The tightness and the nilness round that space
when the car stops in the road, the troops inspect
its make and number and, as one bends his face

towards your window, you catch sight of more
on a hill beyond, eyeing with intent
down cradled guns that hold you under cover

and everything is pure interrogation
until a rifle motions and you move
with guarded unconcerned accelera- tion—

a little emptier, a little spent
as always by that quiver in the self,
subjugated, yes, and obedient.

So you drive on to the frontier of writing
where it happens again. The guns on tripods;
the sergeant with his on-off mike repeating

data about you, waiting for the squawk
of clearance; the marksman training down
out of the sun upon you like a hawk.

And suddenly you’re through, ar- raigned yet freed,
as if you’d passed from behind a waterfall
on the black current of a tarmac road

past armour-plated vehicles, out between
the posted soldiers flowing and receding
like tree shadows into the polished windscreen.

This poem is so expressive of the present armed tension in Ireland that it is political simply by being. It produces in us an Irish weather—menacing, overcast, electric—so intense that for a while we live in it. It has the allegorical solidity of the déjà vu, and the formal solidity of its two twelve-line roadblocks.

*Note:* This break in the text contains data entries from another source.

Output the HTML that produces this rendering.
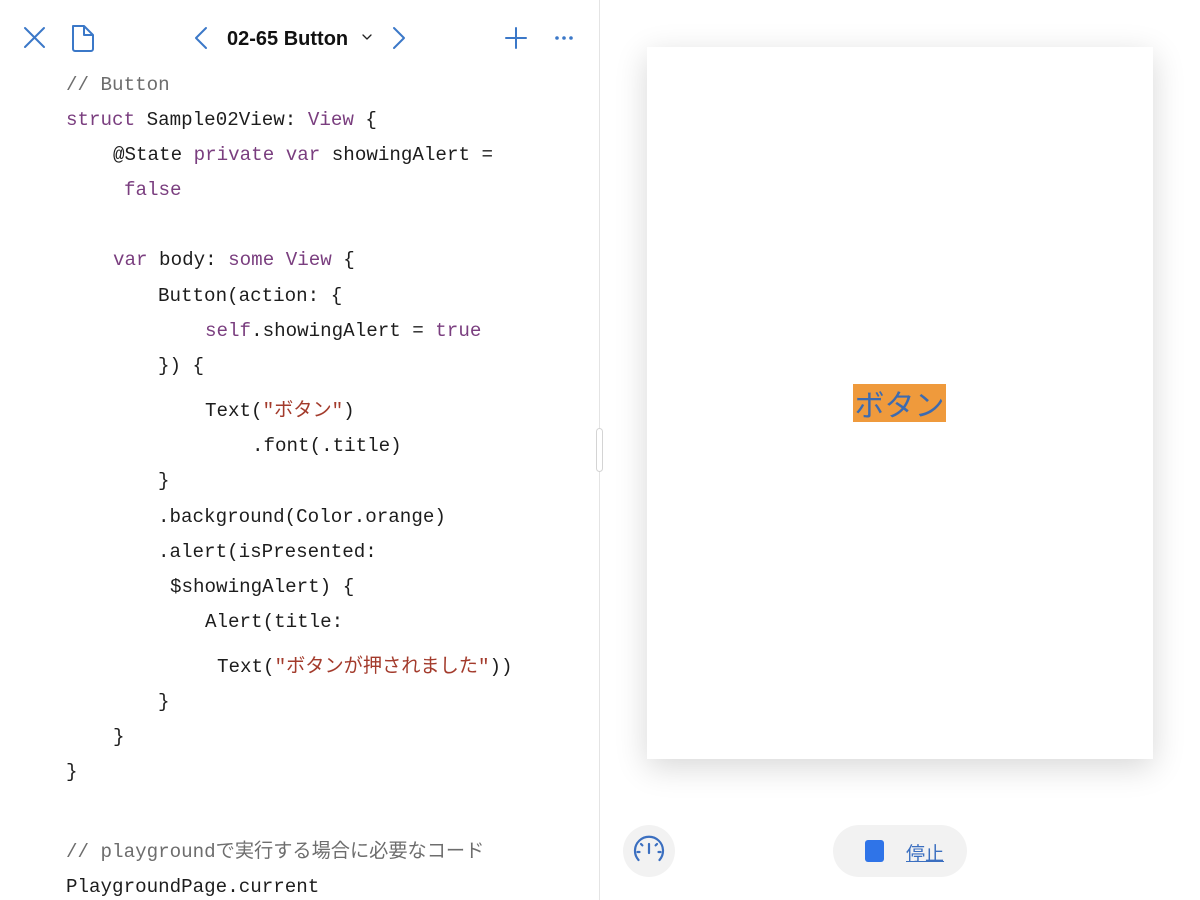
<!DOCTYPE html>
<html><head><meta charset="utf-8"><style>
*{margin:0;padding:0}
body{width:1200px;height:900px;background:#fff;position:relative;overflow:hidden;font-family:"Liberation Sans","Noto Sans CJK JP",sans-serif}
.l{position:absolute;font-family:"Liberation Mono","Noto Sans CJK JP",monospace;font-size:19.2px;color:#1d1d1d;white-space:pre;line-height:24px}
.k{color:#7a3e7f}.c{color:#6d6d6d}.s{color:#a33b2c}
.divider{position:absolute;left:599px;top:0;width:1px;height:900px;background:#e4e4e4}
.handle{position:absolute;left:596px;top:428px;width:7px;height:44px;border-radius:4px;background:#fff;border:1px solid #d4d4d4;box-sizing:border-box}
.card{position:absolute;left:647px;top:47px;width:506px;height:712px;background:#fff;box-shadow:0 8px 30px rgba(0,0,0,.16)}
</style></head><body>
<svg style="position:absolute;left:0;top:0" width="600" height="70">
<g stroke="#3b78c8" stroke-width="2" fill="none" stroke-linecap="round" stroke-linejoin="round">
<path d="M25 28L44 47M44 28L25 47"/>
<path d="M73 26h11l9 9v14a2 2 0 0 1-2 2H75a2 2 0 0 1-2-2z M84 26v9h9"/>
<path d="M206 28L196 38L206 48"/>
<path d="M394 28L404 38L394 48"/>
<path d="M363 35l4 4 4-4" stroke="#222" stroke-width="1.3"/>
<path d="M516 28v20M506 38h20"/>
</g>
<g fill="#3b78c8"><circle cx="557" cy="38" r="1.8"/><circle cx="564" cy="38" r="1.8"/><circle cx="571" cy="38" r="1.8"/></g>
<text x="227" y="45" font-family="Liberation Sans" font-weight="bold" font-size="20" fill="#111">02-65 Button</text>
</svg>
<div class="l c" style="left:66px;top:73px">// Button</div>
<div class="l" style="left:66px;top:108px"><span class="k">struct</span> Sample02View: <span class="k">View</span> {</div>
<div class="l" style="left:113px;top:143px">@State <span class="k">private var</span> showingAlert =</div>
<div class="l k" style="left:124px;top:178px">false</div>
<div class="l" style="left:113px;top:248px"><span class="k">var</span> body: <span class="k">some View</span> {</div>
<div class="l" style="left:158px;top:284px">Button(action: {</div>
<div class="l" style="left:205px;top:319px"><span class="k">self</span>.showingAlert = <span class="k">true</span></div>
<div class="l" style="left:158px;top:354px">}) {</div>
<div class="l" style="left:205px;top:399px">Text(<span class="s">"ボタン"</span>)</div>
<div class="l" style="left:252px;top:434px">.font(.title)</div>
<div class="l" style="left:158px;top:469px">}</div>
<div class="l" style="left:158px;top:505px">.background(Color.orange)</div>
<div class="l" style="left:158px;top:540px">.alert(isPresented:</div>
<div class="l" style="left:170px;top:575px">$showingAlert) {</div>
<div class="l" style="left:205px;top:610px">Alert(title:</div>
<div class="l" style="left:217px;top:655px">Text(<span class="s">"ボタンが押されました"</span>))</div>
<div class="l" style="left:158px;top:690px">}</div>
<div class="l" style="left:113px;top:725px">}</div>
<div class="l" style="left:66px;top:760px">}</div>
<div class="l c" style="left:66px;top:840px">// playgroundで実行する場合に必要なコード</div>
<div class="l" style="left:66px;top:875px">PlaygroundPage.current</div>
<div class="divider"></div><div class="handle"></div>
<div class="card"></div>
<div style="position:absolute;left:853px;top:384px;width:93px;height:38px;background:#ef9a3c;color:#3d6bb0;font-size:30px;line-height:38px;text-align:center;font-family:'Noto Sans CJK JP',sans-serif">ボタン</div>
<div style="position:absolute;left:623px;top:825px;width:52px;height:52px;border-radius:50%;background:#f2f2f2"></div>
<svg style="position:absolute;left:623px;top:825px" width="52" height="52"><g stroke="#3b6fc0" stroke-width="2.2" fill="none" stroke-linecap="round"><path d="M15.5 35A14 14 0 1 1 36.5 35"/><path d="M26 19v9"/><path d="M14.5 27h2M35.5 27h2M18 19l1.4 1.4M34 19l-1.4 1.4"/></g></svg>
<div style="position:absolute;left:833px;top:825px;width:134px;height:52px;border-radius:26px;background:#f2f2f2"></div>
<div style="position:absolute;left:865px;top:840px;width:19px;height:22px;border-radius:3px;background:#2f74e8"></div>
<div style="position:absolute;left:906px;top:839px;font-size:19px;color:#3b6fc0;text-decoration:underline;font-family:'Noto Sans CJK JP',sans-serif">停止</div>
</body></html>
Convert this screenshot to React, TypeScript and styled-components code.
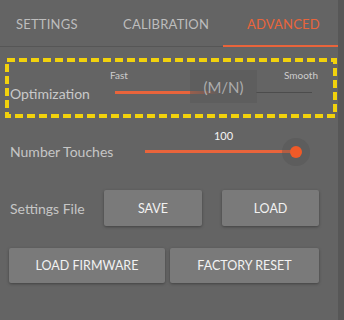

But formal solidity is not the only manner in which Heaney composes good poems. He has always had a talent and an appetite for the organic (growing and decaying at once), for which he invented the “weeping” stanzas of the bog poems. The elusive short couplets in “Wolfe Tone” and “The Riddle” suggest a third temper in Heaney, one represented neither by commanding masonry nor by seeping earth but rather by rustling dust, leaves, and feathers. The epigraph to The Haw Lantern epitomizes this third manner as the poet waits for a sound beyond silence listened for:

The riverbed, dried-up, half-full of leaves.
Us, listening to a river in the trees.

In deprivation, the poet trusts the premonitory whisper from the stock of unfallen leaves. The Haw Lantern suggests the trust is not misplaced.